Hamide HANGÜL
İstanbul Sanayi Odası (İSO) Meclisi’nin 2024 yılı Temmuz ayı olağan toplantısı dün gerçekleştirildi. Toplantının açılışında konuşan İstanbul Sanayi Odası (İSO) Yönetim Kurulu Başkanı Erdal Bahçıvan, makroekonomik politikalar, vergi düzenlemeleri ve istihdam konularında önemli açıklamalarda bulundu.
Bahçıvan, yeni vergi düzenlemeleri hakkında şunları ifade etti: “Sanayimizi etkileyen mevzuat düzenlemelerinde her zaman savunduğumuz istişare sürecinin, son vergi tasarısında yeterince işlemediğini gözlemledik.” Bahçıvan, sözlerine devam ederek, “Gerek yerli gerekse uluslararası yatırımların artması ve sürdürülebilirliği için verilen teşviklerin yanı sıra, bu teşviklerin yatırım sonrasında yatırımcı aleyhine değişmemesi büyük bir önem taşımaktadır. Kurumlar vergisi uygulaması da bu teşvikler arasında önemli bir yere sahiptir. Geçmiş yıllarda oranı sıkça değiştirilen kurumlar vergisi için yeni tasarıda, indirim ve istisnalar düşülmeden önceki kurum kazancının %10’undan az olamayacağı gibi yepyeni bir kriterin getirileceği belirtiliyor. Bu ve benzeri değişiklikler, yatırımlar için gerekli olan güven ve öngörülebilirliği olumsuz yönde etkileyecektir.”

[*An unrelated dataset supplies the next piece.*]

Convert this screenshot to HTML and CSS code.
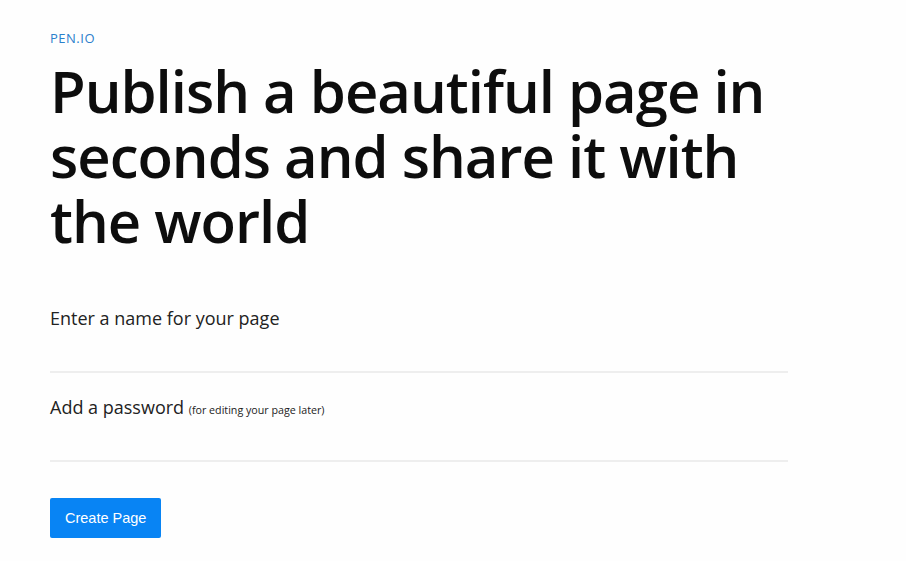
FILE: index.html
```html
<!DOCTYPE html>
<html lang="en">
<head>
    <meta charset="UTF-8">
    <meta name="viewport" content="width=device-width, initial-scale=1.0">
    <title>Pen.io</title>
    <link rel="stylesheet" href="styles.css">
</head>
<body>
<div class="container">
    <div class="brand">PEN.IO</div>
    <h1>Publish a beautiful page in seconds and share it with the world</h1>

    <form class="create-form" onsubmit="return false;">
        <div class="field">
            <label for="pageName">Enter a name for your page</label>
            <input type="text" id="pageName">
        </div>
        <div class="field">
            <label for="password">Add a password <small>(for editing your page later)</small></label>
            <input type="password" id="password">
        </div>
        <button type="submit">Create Page</button>
    </form>
</div>
</body>
</html>
```

FILE: styles.css
```css
body {
    font-family: "Open Sans", "Noto Sans", sans-serif;
    background-color: #fefefe;
    color: #111;
    margin: 0;
}
.container {
    padding: 29px 50px;
    max-width: 738px;
}
.brand {
    color: #2b80cc;
    font-size: 13px;
    letter-spacing: 0.5px;
}
h1 {
    font-size: 58px;
    font-weight: 600;
    line-height: 65px;
    margin: 11px 0 53px;
    letter-spacing: -1px;
    color: #0d0d0d;
}
.field {
    display: flex;
    flex-direction: column;
}
label {
    font-size: 18px;
    color: #222;
}
small {
    font-size: 10.7px;
}
input {
    border: none;
    border-bottom: 2px solid #eee;
    background: transparent;
    height: 41px;
    margin-bottom: 22px;
    outline: none;
    font-size: 18px;
    padding: 0;
}
button {
    margin-top: 14px;
    background-color: #0884f4;
    color: white;
    border: none;
    border-radius: 2px;
    padding: 0 15px;
    height: 40px;
    font-family: "Liberation Sans", Arial, sans-serif;
    font-size: 14.5px;
    cursor: pointer;
}
```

“KDV İadesinde Süreç Kolaylaştırılmalı”
Tasarıdaki bir diğer düzenlemenin devreden KDV ile ilgili olduğunu kaydeden Bahçıvan, “Vergi tasarısı, beş takvim yılı boyunca indirim yoluyla giderilemeyen katma değer vergisinin gider olarak yazılabileceğini hükme bağlıyor. Bu düzenleme, İSO tarafından uzun süredir gündeme getirilen devreden KDV’nin şirketlerimiz üzerindeki yükünün, artık kamu tarafından da kabul edilmesi açısından önemlidir. Ancak devreden KDV tutarının gider olarak yazılabilmesi, sanayimizin uzun süredir katlandığı finansman yükünü azaltmayacak ve hak kaybına neden olacaktır. Sanayimizin geçici olarak devlete verdiği bu borcun, şüpheli bir alacak mantığıyla gider olarak yazılmasına yönelik bu yaklaşımı ilkesel olarak kabul etmemiz mümkün değildir. Böyle bir uygulamanın benzerinin çağdaş hiçbir ülkede olmadığını da düşünüyoruz.”
Bahçıvan, uzun yıllardır indirilemeyen KDV’nin işletmeler üzerinde oluşturduğu finansman yükünün azaltılması ve işletmelerin nakit finansman ihtiyacının karşılanması için devreden KDV tutarının, Avrupa ülkelerindeki uygulamalara paralel bir şekilde mükellefe iade edilmesi ve sürecin kolaylaştırılmasına yönelik düzenlemelerin yapılması gerektiğine dikkat çekti.
“Tedavi Yöntemleri Herkes İçin Adil Değil”
Ekonomide rasyonaliteden çıkılması durumunda finansal istikrarın bozulacağını, yüksek enflasyon sorunu ile yeniden karşılaşılacağını ve bunun tedavisinin de ağır bir süreç olacağını her fırsatta vurgulayan Bahçıvan, “Elbette bugün içinde bulunduğumuz durumun tedavi yöntemlerinin herkes için adil olduğunu savunmak mümkün değil. Ancak yaşadığımız irrasyonel sürecin sürdürülemez olduğunu ve acil bir çözüme ihtiyaç duyduğunu da kimse inkar edemez. Kaybolan güvenin, istikrarın ve kredibilitenin yeniden sağlanması adına her kesim maalesef bir bedel ödeyecek” diye konuştu.
“Reformlar Yapılsın Ki Fedakarlığımızın Anlamı Olsun”
Erdal Bahçıvan, Türkiye’de ekonominin zor bir dönemden geçtiğini ve bu mücadelenin en önemli boyutunun yüksek enflasyon sarmalı olduğunu kaydetti. Mevcut programın asıl meselelerinin çözümü için ihtiyaç duyulan zeminin ve makroekonomik iklimin yaratılması süreci olarak gördüğünü belirten Bahçıvan, “Eğer bugün içinden geçtiğimiz bu tamirat sürecinde sanayimizin gösterdiği fedakarlıkların bir anlamı olacaksa, bu ancak yaratılacak sağlıklı zemin üzerinde Türkiye’nin, küresel dönüşümün gerektirdiği reformları hayata geçirmesiyle mümkündür” dedi.